This Post is on Fire

Saturday posts are going to be about music, and I hope to draw attention to some great artists, particularly independent Canadian artists. The artist that I am featuring today is Pat LePoidevin, Pat has a great voice, and uses a loop pedal to create some really amazing songs, and is definitely worth checking out live if you ever get the chance. He played a show in Guelph a couple of years ago, and at one point he started a song, then realized he left a guitar in his car, so he kept the loop going, and ran out to his car and got it and was back to finish the song like nothing had happened. It was really keen. One of my favorite songs of his is Fire. One lyric in the song that stands out for me is “Fire, teach us both how to dance in the forest”. It really reminds me of the importance fire has played in shaping human history. While it is not really known when early hominds began controlling fire, estimates range around the 1.4 million years ago mark, this achievement likely coincides with the emergence of modern Homo sapiens.

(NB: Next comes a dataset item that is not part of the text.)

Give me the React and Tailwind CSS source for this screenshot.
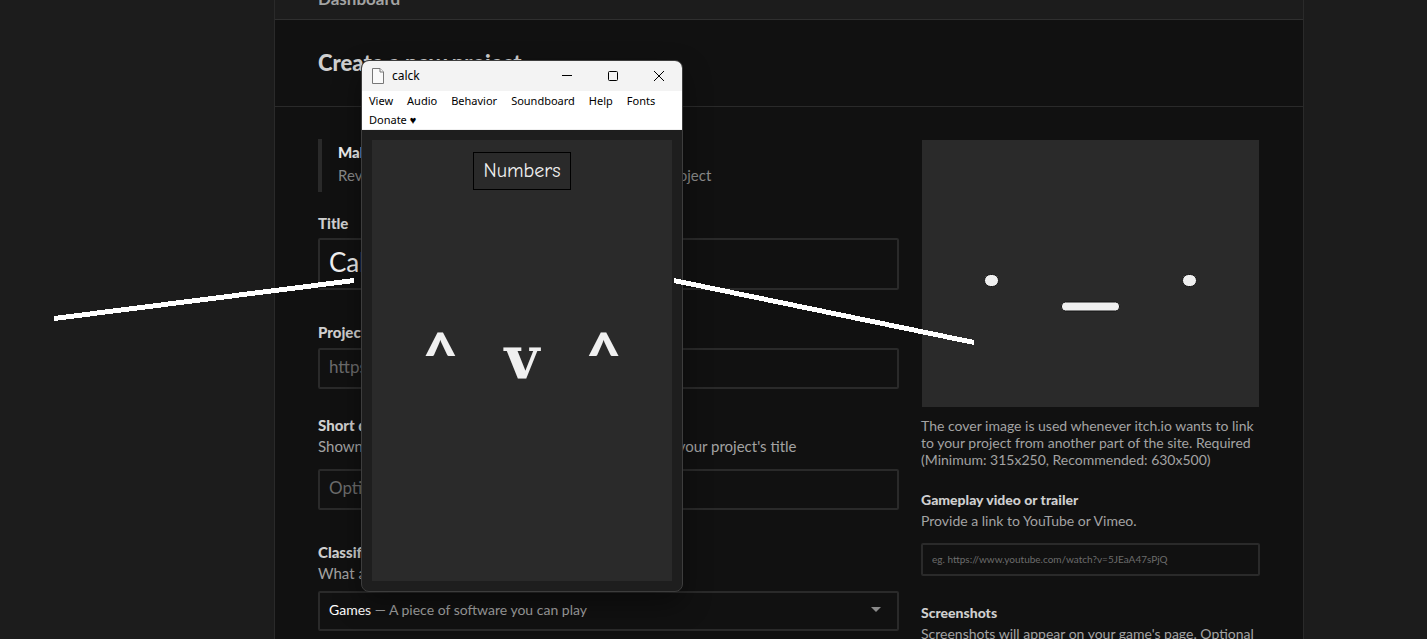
import { useState } from "react";

const menuItems = ["View", "Audio", "Behavior", "Soundboard", "Help", "Fonts", "Donate ♥"];

const inputClass =
  "block w-full rounded-xs border-2 border-[#2a2a2a] bg-[#111111] px-[9px] text-[#f0f0f0] placeholder-[#6c6c6c] outline-none";

const ProjectForm = () => {
  const [title, setTitle] = useState("Calck");
  const labelClass = "block font-black text-[#cfcfcf]";

  return (
    <form className="min-w-0 flex-1 text-[15px] leading-[21px] text-[#a3a3a3]">
      <div className="border-l-4 border-[#2a2a2a] pt-[2px] pb-[5px] pl-4 leading-[23px]">
        <p className="font-black text-[#f0f0f0]">Make sure everyone can find your page</p>
        <p className="text-[#8a8a8a]">Review our quality guidelines before posting your project</p>
      </div>

      <div className="mt-[21px]">
        <label htmlFor="title" className={labelClass}>Title</label>
        <input
          id="title"
          type="text"
          value={title}
          onChange={(e) => setTitle(e.target.value)}
          className={`${inputClass} mt-1 h-[52px] pb-1 text-[26px]`}
        />
      </div>

      <div className="mt-8">
        <label htmlFor="url" className={labelClass}>Project URL</label>
        <input id="url" type="text" placeholder="https://calck.itch.io/" className={`${inputClass} mt-[5px] h-[41px] pb-1 text-[17px]`} />
      </div>

      <div className="mt-[26px]">
        <label htmlFor="tagline" className={labelClass}>Short description or tagline</label>
        <p>Shown when we link to your project. Avoid duplicating your project's title</p>
        <input id="tagline" type="text" placeholder="Optional" className={`${inputClass} mt-3 h-[41px] pb-1 text-[17px]`} />
      </div>

      <div className="mt-8">
        <label htmlFor="classification" className={labelClass}>Classification</label>
        <p>What are you uploading?</p>
        <div className="relative mt-[7px] text-[14px]">
          <select
            id="classification"
            className="block h-10 w-full appearance-none rounded-xs border-2 border-[#2a2a2a] bg-[#111111] px-[9px] text-transparent outline-none"
          >
            <option>Games — A piece of software you can play</option>
          </select>
          <div aria-hidden="true" className="pointer-events-none absolute inset-0 flex items-center justify-between pr-[18px] pb-1 pl-[11px]">
            <span>
              <span className="text-white">Games</span> — A piece of software you can play
            </span>
            <svg width="10" height="5" viewBox="0 0 10 5">
              <path d="M0 0H10L5 5Z" fill="#8a8a8a" />
            </svg>
          </div>
        </div>
      </div>
    </form>
  );
};

const CoverImage = () => (
  <svg viewBox="0 0 337 267" className="mx-px mt-px block bg-[#2a2a2a]" role="img" aria-label="Cover image">
    <g fill="#f0f0f0" stroke="#151515" strokeWidth="1">
      <rect x="62.500" y="134.500" width="14" height="12" rx="6" />
      <rect x="260.500" y="134.500" width="14" height="12" rx="6" />
      <rect x="139.500" y="162" width="58" height="9" rx="4" />
    </g>
  </svg>
);

const Sidebar = () => (
  <aside className="w-[339px] shrink-0 text-[14px] leading-[21px] text-[#a3a3a3]">
    <CoverImage />
    <p className="mt-[10px] leading-[17px]">
      The cover image is used whenever itch.io wants to link to your project from another part of the site. Required
      (Minimum: 315x250, Recommended: 630x500)
    </p>

    <div className="mt-[22px]">
      <label htmlFor="video" className="block leading-5 font-black text-[#cfcfcf]">
        Gameplay video or trailer
      </label>
      <p>Provide a link to YouTube or Vimeo.</p>
      <input
        id="video"
        type="text"
        placeholder="eg. https://www.youtube.com/watch?v=5JEaA47sPjQ"
        className={`${inputClass} mt-3 h-[33px] pb-[2px] text-[10px]`}
      />
    </div>

    <div className="mt-[27px]">
      <h3 className="leading-5 font-black text-[#cfcfcf]">Screenshots</h3>
      <p>Screenshots will appear on your game's page. Optional</p>
    </div>
  </aside>
);

const CalckWindow = () => (
  <div className="absolute top-[60px] left-[361px] w-[322px]">
    <div className="overflow-hidden rounded-lg border border-[#3d3d3d] bg-[#1e1e1e] font-['Noto_Sans','Open_Sans',sans-serif] text-black shadow-[0_12px_28px_rgba(0,0,0,0.4)]">
      <div className="flex h-[30px] items-center bg-[#f3f3f3] pl-[10px] text-[12px]">
        <svg width="12" height="16" viewBox="0 0 12 16" fill="#fafafa" stroke="#777777">
          <path d="M0.500 0.500H8L11.500 4V15.500H0.500Z" />
          <path d="M8 0.500V4H11.500" />
        </svg>
        <span className="ml-2 flex-1">calck</span>
        <button type="button" aria-label="Minimize" className="flex w-[46px] justify-center">
          <svg width="10" height="10" viewBox="0 0 10 10" stroke="#000">
            <path d="M0 4.500H10" />
          </svg>
        </button>
        <button type="button" aria-label="Maximize" className="flex w-[46px] justify-center">
          <svg width="10" height="10" viewBox="0 0 10 10" fill="none" stroke="#000">
            <rect x="0.500" y="0.500" width="9" height="9" rx="1" />
          </svg>
        </button>
        <button type="button" aria-label="Close" className="flex w-[46px] justify-center">
          <svg width="10" height="10" viewBox="0 0 10 10" stroke="#000">
            <path d="M0 0L10 10M10 0L0 10" />
          </svg>
        </button>
      </div>

      <div className="flex flex-wrap gap-x-[14px] border-b border-[#f0f0f0] bg-white px-[7px] text-[11px] leading-[19px]">
        {menuItems.map((item) => (
          <button key={item} type="button">
            {item}
          </button>
        ))}
      </div>

      <div className="p-[10px]">
        <div className="flex h-[441px] flex-col items-center bg-[#2a2a2a] pt-3 text-[#f0f0f0]">
          <button
            type="button"
            className="h-[38px] border border-black px-[10px] font-['Comic_Sans_MS','Comic_Neue',cursive] text-[20px]"
          >
            Numbers
          </button>
          <div className="mt-[130px] flex w-full items-start justify-between px-[51px] font-[Lato,sans-serif] text-[60px] leading-[68px] font-black">
            <span>^</span>
            <span className="mt-1 font-['DejaVu_Serif',serif]">v</span>
            <span>^</span>
          </div>
        </div>
      </div>
    </div>

    {/* arms */}
    <svg className="absolute top-[218px] -left-[307px]" width="300" height="44" viewBox="0 0 300 44" fill="#fff" shapeRendering="crispEdges">
      <path d="M0 38L300 0V5L0 43Z" />
    </svg>
    <svg className="absolute top-[218px] left-[313px]" width="300" height="68" viewBox="0 0 300 68" fill="#fff" shapeRendering="crispEdges">
      <path d="M0 0L300 62V67L0 5Z" />
    </svg>
  </div>
);

export default function App() {
  return (
    <div className="relative h-screen overflow-hidden bg-[#1c1c1c] pr-[123px] pl-[274px] font-[Lato,sans-serif]">
      <div className="min-h-full border-x border-[#2a2a2a] bg-[#111111]">
        <nav className="flex h-5 items-end border-b border-[#2f2f2f] bg-[#1c1c1c] px-[43px] pb-[10px]">
          <a href="#dashboard" className="text-[17px] leading-5 font-bold text-[#a3a3a3]">
            Dashboard
          </a>
        </nav>
        <header className="flex h-[87px] items-center border-b border-[#2a2a2a] px-[43px] pb-[2px]">
          <h1 className="text-[22px] font-black text-[#cfcfcf]">Create a new project</h1>
        </header>
        <main className="flex gap-[22px] pt-8 pr-[43px] pl-[43px]">
          <ProjectForm />
          <Sidebar />
        </main>
      </div>

      <CalckWindow />
    </div>
  );
}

The control of fire gave early hominds many advantages that would ultimately shape human evolution. Keeping a fire at a campsite would keep predators at bay, allow for the cooking of food, and even create a community, which may have been the beginnings of a society. This whole notion is wonderfully depicted/parodied in the short video Tadufeu.

Screen grab from the video "Tadufeu", while it starts off fun and light, it take a turn for the morid at the end.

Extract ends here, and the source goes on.